Everybody dies. That is a direct result of God’s wrath toward sin. An awful lot of people are going to burn in hell. Sorry, but thats a biblical fact and is a direct result of God’s wrath toward sin. We may not like it; we may rail against it, but that is the way it is and nothing we do or say is going to change one jot or tittle about it.
When I was a relatively new Christian, I was being discipled by a married couple who had come out of the Dutch Reformed Tradition. They never shrank back from the hard questions. At the time they were singing in the choir with me at our charismatic, evangelical, Episcopal Church. One night while giving them a ride home after choir practice we began talking about the bumps that lay ahead for me in my Christian life. The wife, Sheila, said to me, “Bill, one day you are going to have to face up to the wrath of God and how you deal with that will determine the depth of your future walk in Christ.” Oh how true she was. I have since stubbed my toe many a time on God’s judgment and wrath as well as his Fatherly correction. But as Sheila warned me, advising me to read Job and Lamentations with the utmost care, it was my problem, not God’s. So true.
You should know that in all of the times I have gone through this book, this chapter has been the most difficult for those I have been shepherding along its byways. The topic is so alien to most Christians. Even those who tacitly accept that God has wrath as part of his repertoire don’t want to dwell on the subject for more than a few minutes. For them it is like the Victorian bathroom, better to keep the door closed except when absolutely necessary to get in and out, and never, no never talk about it in public.
Well Packer forces us to deal with it for nine pages and a lot of arguments. He closes with a quote from a Reformed favorite, A. W. Pink in which he earnestly enjoins us to meditate on the solemn reality of God’s wrath.

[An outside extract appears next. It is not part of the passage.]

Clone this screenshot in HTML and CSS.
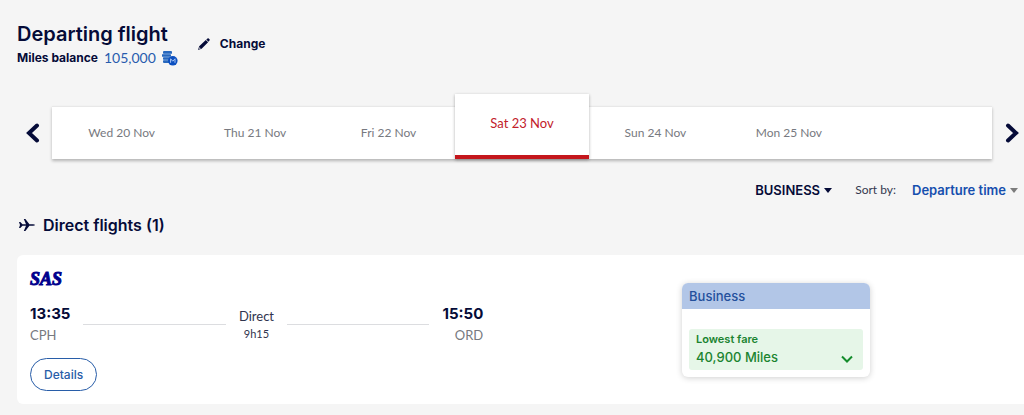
FILE: index.html
```html
<!DOCTYPE html>
<html lang="en">
<head>
<meta charset="utf-8">
<title>Departing flight</title>
<meta name="viewport" content="width=device-width, initial-scale=1">
<link rel="stylesheet" href="styles.css">
</head>
<body>
<header class="page-header">
  <div>
    <h1 class="title">Departing flight</h1>
    <p class="balance"><strong>Miles balance</strong> <span class="miles">105,000</span>
      <svg class="coins" viewBox="0 0 16 15" aria-hidden="true">
        <g fill="#2868bd"><rect x="1" y="0" width="9" height="3" rx="1"/><rect x="0" y="3" width="9" height="3" rx="1"/><rect x="1" y="6" width="9" height="3" rx="1"/><rect x="1" y="9" width="9" height="3" rx="1"/></g>
        <path d="M1 3h8M1 6h8M1 9h6" stroke="#8db3e2" stroke-width=".8"/>
        <circle cx="10.8" cy="9.8" r="4.8" fill="#0b4fc0"/>
        <path d="M8.6 11.8v-4l2.2 2.4L13 7.800v4" fill="none" stroke="#a9c6f5" stroke-width="1"/>
      </svg>
    </p>
  </div>
  <button class="change" type="button">
    <svg class="pencil" viewBox="0 0 12 12" aria-hidden="true"><path d="M0 12l1.200-3.800L7.800 2l2.300 2.300-6.500 6.400zM8.300 1.600l1.200-1.100q.6-.5 1.200 0l.8.8q.5.600 0 1.200l-1.100 1.200z" fill="#050b38"/><path d="M.4 11.600l1-2.600 1.600 1.600z" fill="#9a9cab"/></svg>
    Change
  </button>
</header>

<nav class="dates" aria-label="Departure date">
  <button class="arrow" type="button" aria-label="Previous dates"><svg viewBox="0 0 14 20"><path d="M11 2.500L3 10l8 7.500"/></svg></button>
  <div class="strip">
    <button class="day" type="button">Wed 20 Nov</button>
    <button class="day" type="button">Thu 21 Nov</button>
    <button class="day" type="button">Fri 22 Nov</button>
    <button class="day active" type="button" aria-current="date">Sat 23 Nov</button>
    <button class="day" type="button">Sun 24 Nov</button>
    <button class="day" type="button">Mon 25 Nov</button>
  </div>
  <button class="arrow" type="button" aria-label="Next dates"><svg viewBox="0 0 14 20"><path d="M3 2.500L11 10l-8 7.500"/></svg></button>
</nav>

<div class="filters">
  <span class="picker">
    <select class="cabin" aria-label="Cabin"><option>BUSINESS</option></select>
    <svg class="caret" viewBox="0 0 8 5" aria-hidden="true"><path d="M0 0h8L4 5z" fill="#050b38"/></svg>
  </span>
  <label class="sort-label" for="sort">Sort by:</label>
  <span class="picker">
    <select class="sort" id="sort"><option>Departure time</option></select>
    <svg class="caret" viewBox="0 0 8 5" aria-hidden="true"><path d="M0 0h8L4 5z" fill="#7c7c7c"/></svg>
  </span>
</div>

<main>
  <h2 class="section-title">
    <svg class="plane" viewBox="0 0 16 14" aria-hidden="true"><path d="M0 4h1.300L3.500 6.200H7L4.800 1h1.600l4 5.200h3.600q1.800.1 2 .8-.2.700-2 .8h-3.600L6.400 13H4.800L7 7.800H3.500L1.300 10H0l1-3z" fill="#050b38"/></svg>
    Direct flights (1)
  </h2>
  <article class="flight">
    <div class="journey">
      <div class="sas">SAS</div>
      <div class="leg">
        <div><div class="time">13:35</div><div class="airport">CPH</div></div>
        <span class="line"></span>
        <div class="stops"><div class="direct">Direct</div><div class="duration">9h15</div></div>
        <span class="line"></span>
        <div class="arrival"><div class="time">15:50</div><div class="airport">ORD</div></div>
      </div>
      <button class="details" type="button">Details</button>
    </div>
    <section class="fare">
      <h3 class="fare-head">Business</h3>
      <button class="offer" type="button">
        <span><span class="lowest">Lowest fare</span><span class="price">40,900 Miles</span></span>
        <svg class="chevron" viewBox="0 0 12 8" aria-hidden="true"><path d="M1 1.500l5 5 5-5" fill="none" stroke="#148c2c" stroke-width="2"/></svg>
      </button>
    </section>
  </article>
</main>
</body>
</html>
```
FILE: styles.css
```css
* { box-sizing: border-box; }
body {
  margin: 0;
  padding: 20px 0 11px 17px;
  background: #f5f5f5;
  color: #050b38;
  font-family: Lato, "Liberation Sans", sans-serif;
  font-size: 13px;
  overflow-x: hidden;
}
h1, h2, h3, p { margin: 0; }
button, select {
  margin: 0;
  padding: 0;
  border: 0;
  background: none;
  color: inherit;
  font: inherit;
  cursor: pointer;
}
svg { display: block; flex: none; }

.page-header { display: flex; align-items: center; gap: 20px; height: 48px; }
.title { font: 600 20px/28px Inter, sans-serif; }
.balance { display: flex; align-items: center; gap: 6px; line-height: 20px; }
.balance strong { font: 700 12px/20px Inter, sans-serif; }
.miles { font: 14px/20px Lato, sans-serif; color: #285cae; }
.coins { width: 16px; height: 15px; }
.change { display: flex; align-items: center; gap: 10px; font: 700 12px/20px Inter, sans-serif; }
.pencil { width: 12px; height: 12px; }

.dates { display: flex; align-items: center; padding: 38px 5px 0 9px; }
.arrow { display: flex; flex: none; }
.arrow svg { width: 14px; height: 20px; }
.arrow path { fill: none; stroke: #050b38; stroke-width: 4; stroke-linecap: round; }
.strip {
  display: grid;
  grid-template-columns: repeat(7, 1fr);
  flex: 1;
  height: 53px;
  margin: 0 13px 0 12px;
  padding: 0 3px;
  background: #fff;
  border-top: 1px solid #e8e8e8;
  box-shadow: 0 2px 3px #00000044;
}
.day { padding-bottom: 2px; color: #777980; font-size: 12px; }
.day.active {
  margin-top: -13px;
  padding-bottom: 4px;
  background: #fff;
  border-bottom: 4px solid #c4161c;
  box-shadow: 0 1px 3px #00000050;
  color: #c2202a;
  font-size: 13px;
}

.filters { display: flex; justify-content: flex-end; align-items: center; padding: 20px 6px 0 0; line-height: 22px; }
.picker { display: flex; align-items: center; gap: 4px; }
.picker select { appearance: none; line-height: 22px; }
.caret { width: 8px; height: 5px; }
.cabin { font: 600 13px Inter, sans-serif; }
.sort { font: 600 13px Inter, sans-serif; color: #164fae; }
.sort-label { margin: 0 16px 0 23px; color: #34384f; font-size: 12px; }

.section-title { display: flex; align-items: center; gap: 8px; padding: 12px 0 18px 2px; font: 600 16px/24px Inter, sans-serif; }
.plane { width: 16px; height: 14px; }
.flight {
  display: flex;
  align-items: flex-start;
  padding: 13px 0 13px 13px;
  background: #fff;
  border-radius: 6px 0 0 6px;
}
.journey { flex: 0 0 454px; flex-basis: 45.6%; }
.sas { font: italic bold 18px/22px "Liberation Serif", serif; color: #00008c; -webkit-text-stroke: 1px #00008c; }
.leg { display: flex; align-items: center; padding-top: 13px; }
.time { font: 700 15px/22px Inter, sans-serif; }
.airport { font-size: 13px; line-height: 20px; color: #777980; }
.arrival { text-align: right; }
.line { flex: 1; height: 1px; margin: 0 13px; background: #dcdde0; }
.stops { text-align: center; color: #30344e; }
.direct { font-size: 13px; line-height: 20px; }
.duration { font-size: 11px; line-height: 16px; }
.details {
  margin-top: 13px;
  padding: 0 13px;
  border: 1px solid #285da8;
  border-radius: 17px;
  color: #285da8;
  font: 500 12px/31px Inter, sans-serif;
}
.fare {
  flex: 0 0 188px;
  margin: 15px 0 0 20%;
  border-radius: 6px;
  background: #fff;
  box-shadow: 0 1px 6px #00000030;
  overflow: hidden;
}
.fare-head { padding: 0 7px; background: #b2c6e7; color: #24509c; font: 500 13px/26px Inter, sans-serif; }
.offer {
  display: flex;
  align-items: flex-end;
  justify-content: space-between;
  width: 174px;
  margin: 20px 7px 7px;
  padding: 1px 10px 3px 7px;
  border-radius: 3px;
  background: #e6f6e8;
  color: #1b8430;
  text-align: left;
}
.offer span { display: block; }
.lowest { font: 600 11px/18px Inter, sans-serif; }
.price { font: 500 13px/19px Inter, sans-serif; }
.chevron { width: 12px; height: 8px; margin-bottom: 4px; }
```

I won’t belabor the point this week, seeing the difficulty of the subject matter, but I will say that one of the reasons that the observance of Lent has meant so much to me over the years is how it makes the starkness of Holy Week so real and the joy of Easter into a real overwhelming joy. It is the contrast, you see. In the same way, to understand the cross you have to understand divine wrath and then divine love will never sink into the disgusting parody put forth by idiots like Spong. Instead by properly appreciating the wrath of God we can at last understand the motivation behind Paul’s words in Philippians 1:9-11.
And this I pray: that your love may abound yet more and more and extend to its fullest development in knowledge and all keen insight [that your love may display itself in greater depth of acquaintance and more comprehensive discernment], so that you may surely learn to sense what is vital, and approve and prize what is excellent and of real value [recognizing the highest and the best, and distinguishing the moral differences], and that you may be untainted and pure and unerring and blameless [so that with hearts sincere and certain and unsullied, you may approach] the day of Christ [not stumbling nor causing others to stumble]. May you abound in and be filled with the fruits of righteousness (of right standing with God and right doing) which come through Jesus Christ (the Anointed One), to the honor and praise of God [that His glory may be both manifested and recognized]. Amplified
Yes, love that has comprehensive discernment sees all of God and understands what real righteousness is all about.
My prayer is that you never have to experience the wrath of God, but instead since are surely his beloved children you will be able to at least understand it, and with his help, forever flee from it. Grace and peace be with you now and forever.
It is all part of the balance of things. Love betrayed (sin) breeds wrath, not because of pettiness, but because of the reality of what occurred and the depth of sacrifice necessary to deal with it. We have such a superficial view of things.
Excellent post, Bill. Too often, evangelical churches gloss over the fact that such depth of emotion–ultimate love and ultimate sacrifice–also opens the door to ultimate wrath. This is why people have such a problem with the existence of evil, I think; it’s difficult to grasp that supreme love cannot exist without the possibility of supreme evil.